Information shown:

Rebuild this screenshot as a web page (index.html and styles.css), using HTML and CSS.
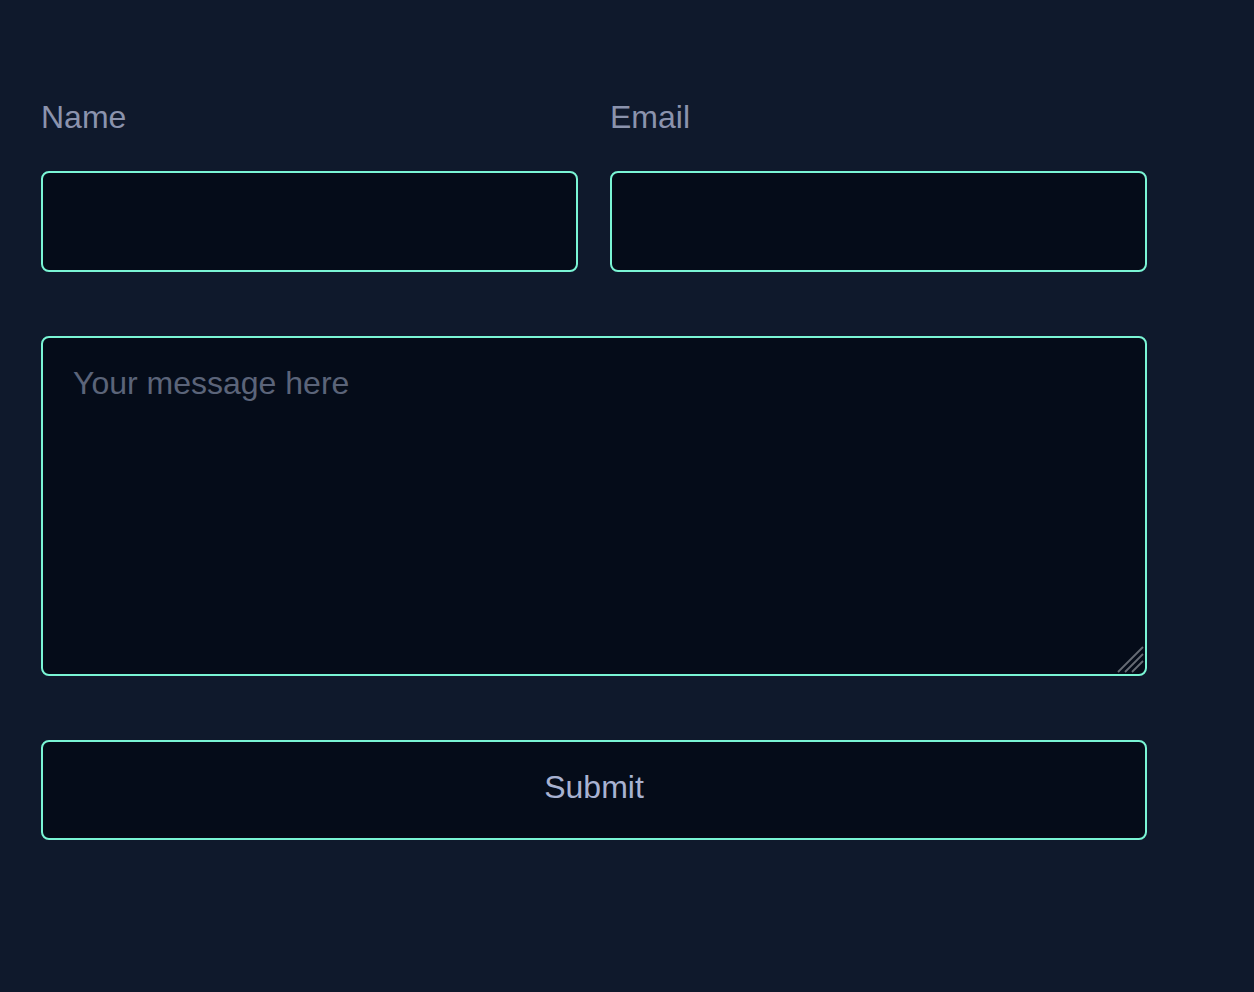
FILE: index.html
```html
<!DOCTYPE html>
<html lang="en">
<head>
<meta charset="utf-8">
<title>Contact</title>
<link rel="stylesheet" href="styles.css">
</head>
<body>
<form class="contact-form">
  <div class="row">
    <div class="field">
      <label class="label" for="name">Name</label>
      <input class="input" id="name" type="text">
    </div>
    <div class="field">
      <label class="label" for="email">Email</label>
      <input class="input" id="email" type="email">
    </div>
  </div>
  <div class="message-wrap">
    <textarea class="message" placeholder="Your message here"></textarea>
    <svg class="grip" width="28" height="28" viewBox="0 0 28 28" aria-hidden="true">
      <path d="M2 27 L27 2 M9 27 L27 9 M16 27 L27 16" stroke="#666b74" stroke-width="1.8" fill="none"/>
    </svg>
  </div>
  <button class="submit" type="button">Submit</button>
</form>
</body>
</html>
```
FILE: styles.css
```css
html, body {
  margin: 0;
  padding: 0;
  background: #0f192c;
  height: 100%;
}
body {
  font-family: "Liberation Sans", Arial, sans-serif;
  padding: 99px 0 0 41px;
  box-sizing: border-box;
}
.contact-form {
  width: 1106px;
  display: flex;
  flex-direction: column;
  gap: 64px;
}
.row {
  display: flex;
  gap: 32px;
}
.field {
  flex: 1;
  display: flex;
  flex-direction: column;
}
.label {
  font-size: 32px;
  line-height: 37px;
  color: #8b93ad;
  margin-bottom: 35px;
}
.input,
.message,
.submit {
  box-sizing: border-box;
  background: #050c19;
  border: 2px solid #7af5d5;
  border-radius: 8px;
  font-family: "Liberation Sans", Arial, sans-serif;
  font-size: 32px;
  color: #a8b2d1;
  outline: none;
}
.input {
  height: 101px;
  width: 100%;
  padding: 0 30px;
}
.message-wrap {
  position: relative;
  display: flex;
}
.message {
  height: 340px;
  width: 100%;
  padding: 27px 30px;
  line-height: 37px;
  resize: none;
  display: block;
}
.message::placeholder {
  color: #5b6479;
}
.grip {
  position: absolute;
  right: 3px;
  bottom: 3px;
  pointer-events: none;
}
.submit {
  height: 100px;
  width: 100%;
  padding: 0 0 5px;
  color: #a8b2d1;
  cursor: pointer;
}
```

Goal of the exercise: Replicate the material above verbatim; images stay out of the copy.

Written solution:
Rebuild this screenshot as a web page (index.html and styles.css), using HTML and CSS.
FILE: index.html
```html
<!DOCTYPE html>
<html lang="en">
<head>
<meta charset="utf-8">
<title>Contact</title>
<link rel="stylesheet" href="styles.css">
</head>
<body>
<form class="contact-form">
  <div class="row">
    <div class="field">
      <label class="label" for="name">Name</label>
      <input class="input" id="name" type="text">
    </div>
    <div class="field">
      <label class="label" for="email">Email</label>
      <input class="input" id="email" type="email">
    </div>
  </div>
  <div class="message-wrap">
    <textarea class="message" placeholder="Your message here"></textarea>
    <svg class="grip" width="28" height="28" viewBox="0 0 28 28" aria-hidden="true">
      <path d="M2 27 L27 2 M9 27 L27 9 M16 27 L27 16" stroke="#666b74" stroke-width="1.8" fill="none"/>
    </svg>
  </div>
  <button class="submit" type="button">Submit</button>
</form>
</body>
</html>
```
FILE: styles.css
```css
html, body {
  margin: 0;
  padding: 0;
  background: #0f192c;
  height: 100%;
}
body {
  font-family: "Liberation Sans", Arial, sans-serif;
  padding: 99px 0 0 41px;
  box-sizing: border-box;
}
.contact-form {
  width: 1106px;
  display: flex;
  flex-direction: column;
  gap: 64px;
}
.row {
  display: flex;
  gap: 32px;
}
.field {
  flex: 1;
  display: flex;
  flex-direction: column;
}
.label {
  font-size: 32px;
  line-height: 37px;
  color: #8b93ad;
  margin-bottom: 35px;
}
.input,
.message,
.submit {
  box-sizing: border-box;
  background: #050c19;
  border: 2px solid #7af5d5;
  border-radius: 8px;
  font-family: "Liberation Sans", Arial, sans-serif;
  font-size: 32px;
  color: #a8b2d1;
  outline: none;
}
.input {
  height: 101px;
  width: 100%;
  padding: 0 30px;
}
.message-wrap {
  position: relative;
  display: flex;
}
.message {
  height: 340px;
  width: 100%;
  padding: 27px 30px;
  line-height: 37px;
  resize: none;
  display: block;
}
.message::placeholder {
  color: #5b6479;
}
.grip {
  position: absolute;
  right: 3px;
  bottom: 3px;
  pointer-events: none;
}
.submit {
  height: 100px;
  width: 100%;
  padding: 0 0 5px;
  color: #a8b2d1;
  cursor: pointer;
}
```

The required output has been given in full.